仙台市地域防災計画[原子力災害対策編]=暫定計画案の問題点
私は「女川原発から50kmの仙台市でも原子力災害に対する防災計画を持つべきだ」と繰り返し主張し、市は検討をしています。地域防災計画の本体と地震・津波対策編は、今年度中に見直し防災会議で決定します。新たに作る「原子力災害対策編」は、原子力防災部会・作業部会をこれまでにそれぞれ2回、5回開いて「暫定計画案」としました。年度内にはこの暫定計画案を防災会議で承認し、来年度に「暫定」でない計画にするとしています。
仙台市が想定する災害としては、「市民が至急の避難を必要とする事態に至る可能性は高くないが、屋内退避や安定ヨウ素剤の予防服用が必要となる可能性があ」るとしています。根拠は、国の原子力災害対策指針で「避難および屋内退避を必要とする範囲は原子力施設から概ね10km以内」としていることと、女川から仙台向きの風(東北東)が吹く確率が、1%から15%ということらしい。
原子力規制委員会の拡散シミュレーションも同様だが、風向きの確率は本来ゼロでなければ最悪の被害想定には関係がない。そもそも、「過酷事故は起きる確率が小さいので想定しない」としていたのと同じ誤りです。

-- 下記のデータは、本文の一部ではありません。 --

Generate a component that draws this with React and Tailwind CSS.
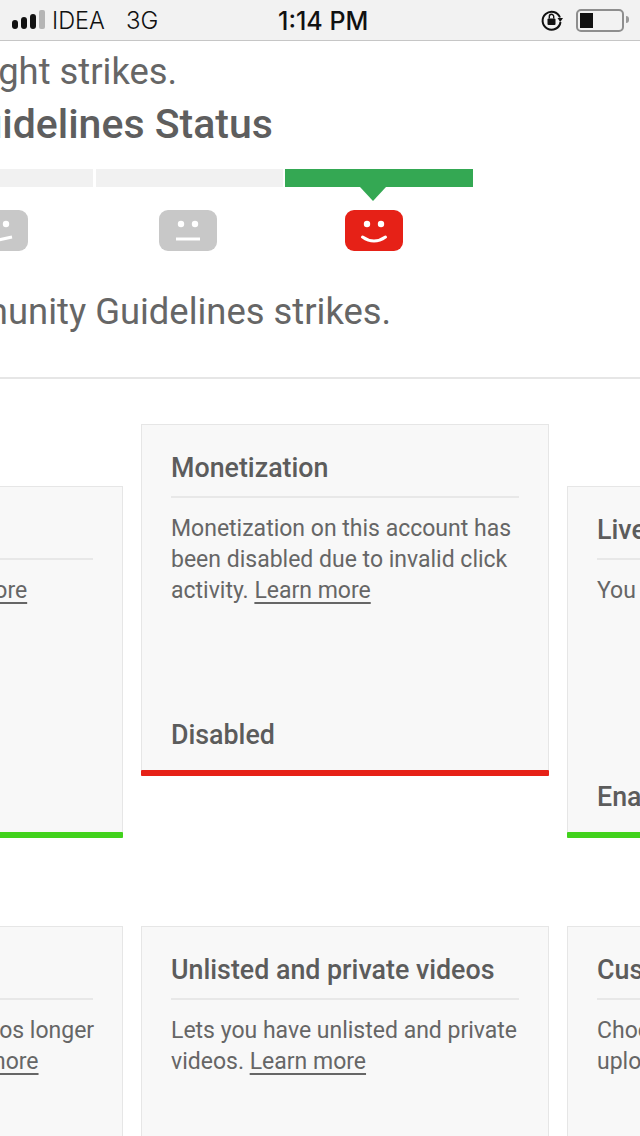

月ごとの平均風速のデータも年ごと月ごとにバラつきがあり、2m~10mです。風速5mだと、仙台にプルームが到達するのに3時間弱、風速10mだと5時間半になります。これだけの時間に、緊急避難は困難ですが、「必要とならない」といえるものではありません。
情報収集体制では、モニタリングポストの設置など独自の収集能力をあげる項目もありますが、国や県、電力事業者との連携では強い意志が感じられません。県を通じての情報では、スピードも優先順位としても30km圏ではない仙台市は後回しにされる危険があります。オフサイトセンターに仙台市からも職員配置することが必要だと感じます。
市域内の放射線モニタリングをリアルタイムで把握することはもちろんですが、原子力施設での状況もリアルタイムで監視・記録する体制を市でもとることです。
事故時、市民がとる「屋内退避」のイメージが明らかでないことも問題です。言葉だけでは、委員の方も含めて認識が一致しているのか不安です。意味のある屋内退避になるように、学校など避難施設の整備に何が必要なのか。各家庭では、何ができるのか。具体化はこれからということでしょう。
安定ヨウ素剤の配備についても、素案の段階であった否定的記述は削除されましたが、今後の検討となっています。
知識普及・啓発・防災訓練では、原子力災害が起きた時、どうやって身を守るのか、時系列的にわかりやすく解説する必要があると思います。
そして、一番の安全のためには、原子量発電所を再稼働させない、廃炉に向かうという根本問題もきちんと伝えるべきです。
今回の原子力防災部会・作業部会では、電力事業者(東北電力)からの委員が①情報発信は県と調整して一元化すべき(市が勝手に判断するな)、②仙台市の地域防災計画は自助共助が位置づけられたが原子力災害対策編にも自助共助を位置づけるべき・・・などと発言しました。傍聴していて、思わず声を上げてしまうところでした。
さすがに、市当局や東北大学の先生からも、原子力災害は他の自然災害と違う、原子力災害の特徴から考えるべきだ、自助共助と言っても正しい知識がなければ市民にはむずかしい、などと即反論がありました。
電力会社から仙台市にも情報を出す問題でも、やみくもに連絡先を増やされては困る、県に流すから県からとってくれという態度。事前の自治体の備えを大きくしないでほしいという態度などが見えましたが、原子力災害が起きた時は、自分たち事業者が加害者となっていることを全く認識していない態度です。